Baru-baru ini, publik dikejutkan dengan tertangkapnya Pejabat Pemerintahan Daerah yakni Gubernur Provinsi Papua Lukas Enembe oleh KPK atas dugaan suap dan gratifikasi senilai Rp 1 miliar rupiah. Suap dan gratifikasi yang dilakukan oleh Lukas Enembe ini berkaitan dengan pembangunan infrastruktur di Provinsi Papua. Kasus ini berawal dari Rijatono Lakka, Direktur PT. Tabi Bangun Papua yang memberikan suap dan gratifikasi kepada Lukas Enembe agar memilih PT. Tabi Bangun Papua untuk mengerjakan proyek pembangunan infrastruktur di Provinsi Papua.
Lukas Enembe menerima uang suap sebelum dan sesudah memilih PT. Tabi Bangun Papua sebagai pelaksana proyek pembangunan infrastruktur Provinsi Papua. Lukas Enembe berperan aktif dalam pengadaan proyek infrastruktur di Dinas Pekerjaan Umum dan Penataan Ruang (PUTR) Pemerintah Provinsi Papua dengan memenangkan perusahaan tertentu, salah satunya PT. Tabi Bangun Papua. KPK mengemukakan Lukas Enembe menerima suap dan gratifikasi pengerjaan proyek Pemerintah Provinsi Papua pada tahun 2021 dari tiga proyek yaitu proyek multi years (kontrak tahun jamak) peningkatan Jalan Entrop Hamadi, proyek multi years rehabilitasi sarana dan prasarana penunjang PAUD integrasi, serta proyek penataan lingkungan venus menembak outdoors Auri.
Lukas Enembe diperiksa pertama kali pada 12 September 2022 oleh KPK sebagai saksi, namun tidak jadi dilaksanakan karena sedang sakit, lalu KPK mengirimkan surat panggilan terhadap Lukas Enembe pada tanggal 26 September 2022 untuk hadir dalam pemeriksaan oleh KPK akan tetapi karena simpatisan atau pendukung Lukas Enembe melakukan perlawanan untuk melindunginya. Selanjutnya, pada 3 November 2022 penyidik KPK menemui Lukas Enembe di Papua untuk memeriksa langsung kondisi kesehatannya.
Lukas Enembe akhirnya pada 28 November 2022 meminta kepada KPK untuk melakukan pengobatan di Rumah Sakit Mount Elizabeth, Singapura akan tetapi KPK telah meminta Direktur Jenderal Imigrasi Kementerian Hukum dan Hak Asasi Manusia untuk mencegah Lukas Enembe bepergian ke luar negeri sejak 7 September 2022 sampai dengan 7 Maret 2023. Akhirnya pada 10 Januari 2023, KPK menangkap Lukas Enembe di Abapura, Provinsi Papua dan Lukas Enembe ditetapkan menjadi tersangka kasus korupsi oleh KPK bersama Rijatono Lakka, Direktur PT. Tabi Bangun Papua.

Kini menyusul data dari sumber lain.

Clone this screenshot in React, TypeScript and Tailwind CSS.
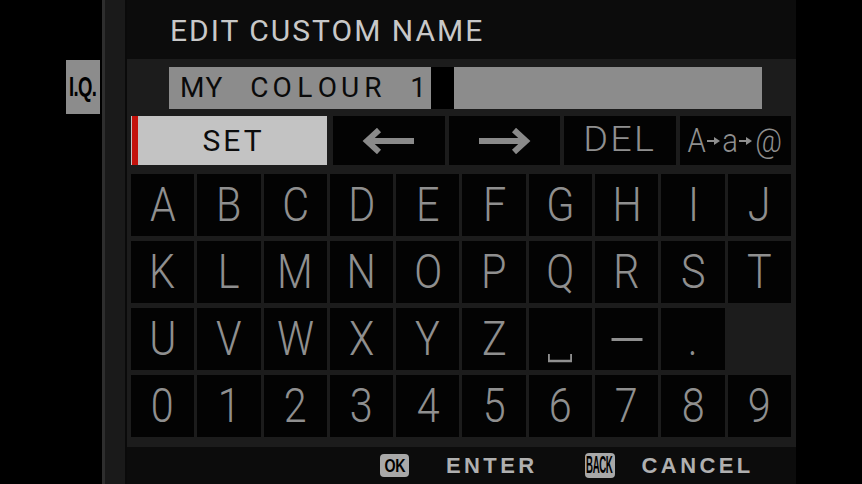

Praktik korupsi yang dilakukan oleh Gubernur Provinsi Papua Lukas Enembe atas penerimaan suap dan gratifikasi dari Direktur PT. Tabi Bangun Papua, Rijatono Lakka untuk mengerjakan tender proyek pembangunan infrastruktur di Provinsi Papua pada 2021 silam memberikan tambahan data kasus korupsi yang dilakukan oleh Pejabat Pemerintahan Daerah. Selain itu, Lukas Enembe juga diduga memiliki manajer pencucian uang untuk mengelola hasil korupsinya. Dikutip dari Metrotvnews.com yang menerima informasi dari Pusat Pelaporan dan Analisis Transaksi Keuangan (PPATK) modus operandi yang dilakukan Lukas Enembe ialah dengan cara menyamarkan hasil suap dan gratifikasinya sebagai hasil perjudian dari negara Singapura, Filipina dan Malaysia.